Popular bar and restaurant Alibi Bar & Cafe is opting out of the option to open, preferring to continue offering take-out service during this early phase of restarting Alaska’s economy.
“We miss you all. We do,” the restaurant announced to its customers on Facebook. “This has been hard. This will continue to be hard well into the summer. We miss your laughter, your smiles and your presence.”
The establishment has chosen to wait even though the state has relaxed some of its restrictions on businesses, the post states.
“We’re just not ready,” the post reads. “We don’t know if there’s a specific metric we’re looking for, but when we feel our employees are safe, our customers are safe, our community is safe … we’ll re-open dine-in service. Our customer and employee safety is paramount.”
Alibi will reevaluate on May 1.
Conversely, Alice’s Champagne Palace just a few blocks away on Pioneer Avenue took advantage of its spacious floor plan to reopen for dine-in service on Friday. The restaurant and bar has been providing a no-contact grocery service for Homer’s vulnerable or at risk population, and had recently opened its kitchen for take out meals with a number of to-go beer selections as well.
On Saturday, Manager Josh Tobin said the restaurant got notice they’d be allowed to reopen on Friday the same day it reopened for take-out service.
“I kind of felt like it’s a little soon,” Tobin said. “I have my concerns about it for both the customers and the staff, but I also feel like we need to normalize our revenue and I feel like we’re forced to give it a try.”
One advantage Alice’s has is lots of space in order to comply with the state’s distancing guidelines for dine-in customers.
“So when they said the tables need to be 10 feet apart, our tables are more than that,” Tobin said.
Alice’s is taking reservations and abiding by the rest of the state’s guidelines for restaurants, Tobin said.
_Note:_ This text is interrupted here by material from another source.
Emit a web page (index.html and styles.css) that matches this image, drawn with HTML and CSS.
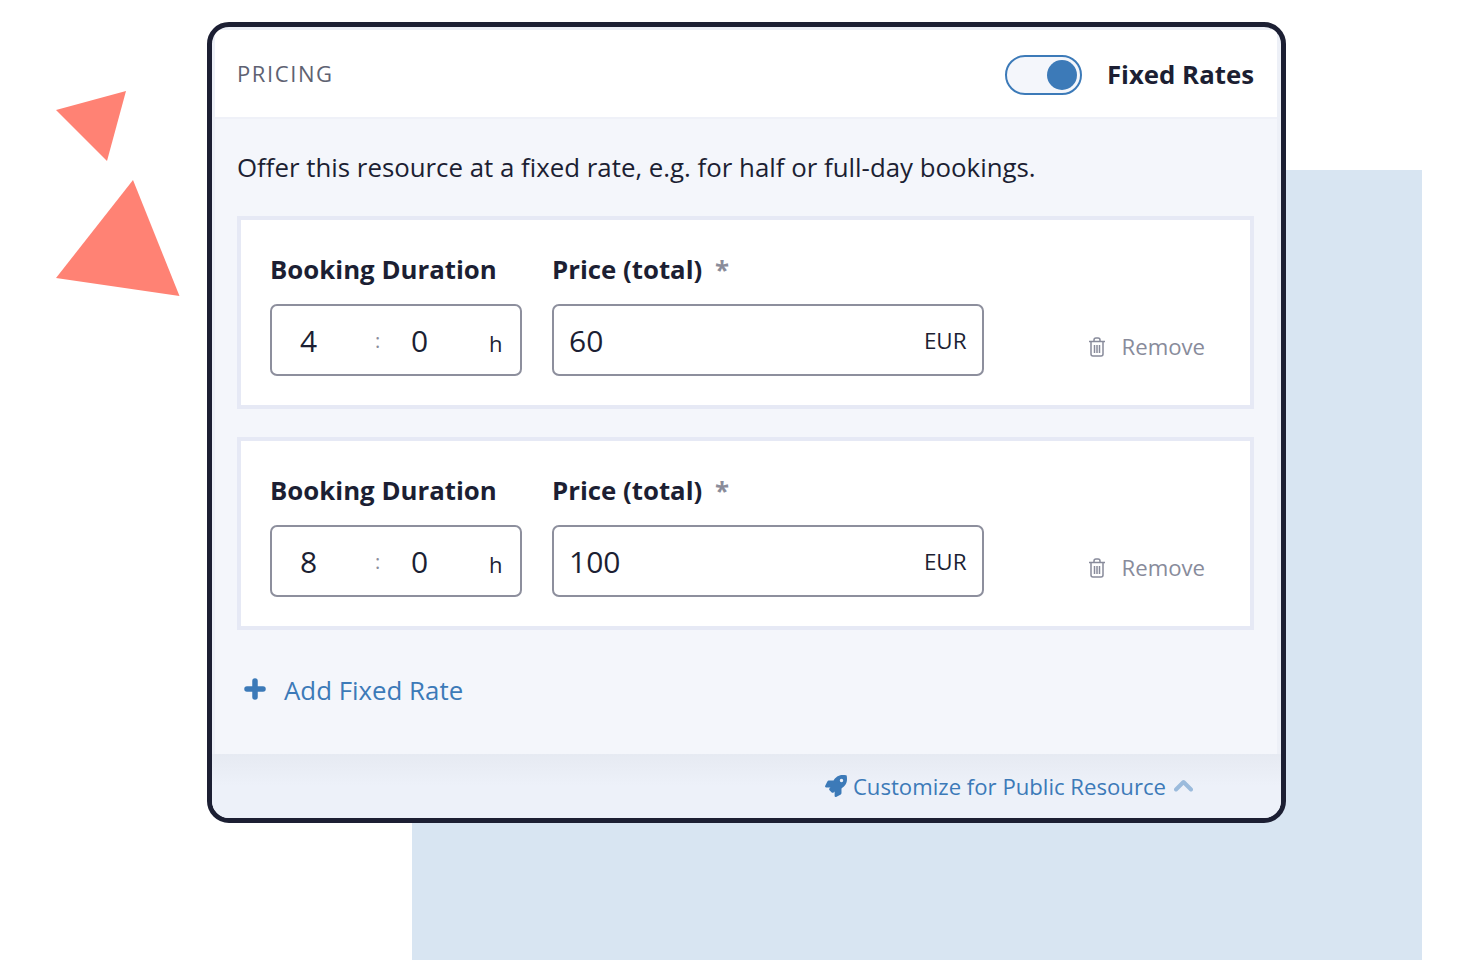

When staff approach within 6 feet of customers, they’re wearing face masks and gloves, he said.
Staff is also sanitizing the tables between each customer, and that means more than just the usual table wipe down.
“It’s not just the tables,” Tobin said. “It’s the chairs, the seats, everything.”
The restaurant is no longer keeping things like napkins, salt or pepper on the tables, and Tobin said Alice’s is utilizing disposable dinner wear and cutlery for customers as much as possible.